Es imposible enojarse con Paulina. Por ahora tampoco con los muertos ni con los supervivientes de las colonias arrasadas por el poderoso huracán. A menos que algún sagaz y sabio funcionario público acuse a los damnificados por haber construido sus casas en sitios inapropiados, y a los desaparecidos por desoír consejos. Los muertos, por decreto, quedan exentos de culpa.
No critico sin fundamento, no invento, no exagero ni soy amarillista; tan sólo recuerdo. Durante la epidemia de cólera en la ciudad de México, quienes sirven, trabajan y son el gobierno acusaron a los enfermos de falta de educación y de que no se lavaban manos ni limpiaban adecuadamente los alimentos. Nada se comentó acerca de la falta del vital líquido o de la magra urbanización. Es decir, en las muertes por el cólera nada tenía que ver el gobierno: la responsabilidad recaía en el bacilo y en la falta de civilidad de los afectados. Guerrero y Paulina agregan otro capítulo a nuestra rica historia de negligencias, mentiras e irresponsabilidad.
No se trata de ensañarse con el gobierno actual ni de denostar a diestra y siniestra; mucho menos de escribir por el afán de llenar columnas o encontrar culpables a cualquier precio. Sólo se pretende no llevar a cuestas la complicidad infinita del silencio y del mutismo. Hay suficientes elementos, sobre todo de orden humano, para escribir y preguntar. Y no es que el encono de la sociedad o de la letra reviva muertos u ofrezca soluciones verdaderas, no transitorias, a quienes quedaron tras Paulina,, yermos de vida, de esperanza y propiedades. Pero en épocas de embrionaria democracia es obligado inquirir y cuestionar. Y si no hay respuesta crece el compromiso: son muchas las preguntas que aguardan réplica.

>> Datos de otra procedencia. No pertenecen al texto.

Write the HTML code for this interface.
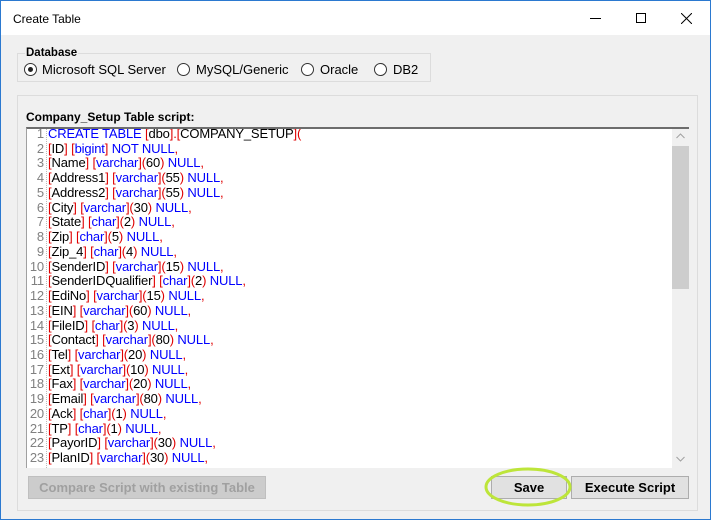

Ante la equivocada paternidad del gobierno guerrerense: ``no desalojamos para no alarmar'', ante la advertencia del director general del ISSSTE, de que su institución no estaba preparada para atender el embate del meteoro, ante la ineptitud del Sistema Nacional de Prevención de Desastres, ante la ineficacia de la Unidad de Protección Civil, ante los oídos sordos de quienes resulten responsables por desestimar o no entender los señalamientos de diversos meteorólogos, cito a Iván Restrepo (La Jornada, 11-X): ``...[en 1989] la advertencia sobre el peligro que significaba la ocupación creciente y sin control de las partes altas (el llamado anfiteatro) de Acapulco, fue muy precisa y documentada con fotos sobre las `viviendas' que, con lo que tenían a mano, levantaban las familias pobres... Se ilustraba cómo con las lluvias el lavado de suelos era enorme... El huracán Paulina se encargó, así, de poner al descubierto la tolerancia oficial a cambio del voto de los pobres''.
Es veraz la oración que inicia este escrito: es imposible enojarse con Paulina, e igualmente cierta la factura que me pasó mientras hablaba de sus dolencias un viejo bolero: ``al perro más flaco es al que se le pegan las pulgas''. Los mandatarios de las tierras de Lucio Cabañas deben incorporar en sus discursos las respuestas a las dudas de la sociedad civil: ¿No se desalojó para no alarmar? ¿No sabían éste y los gobiernos guerrerenses previos en dónde vivían los habitantes que, a través de décadas, los han distinguido con el poder y la fama? No hay duda de que la irresponsabilidad y la estupidez no sólo pueden ser infinitas, sino que tienen historia. En México somos expertos en sepultar tragedias y en maquillar verdades dolorosas. Por eso no aprendemos.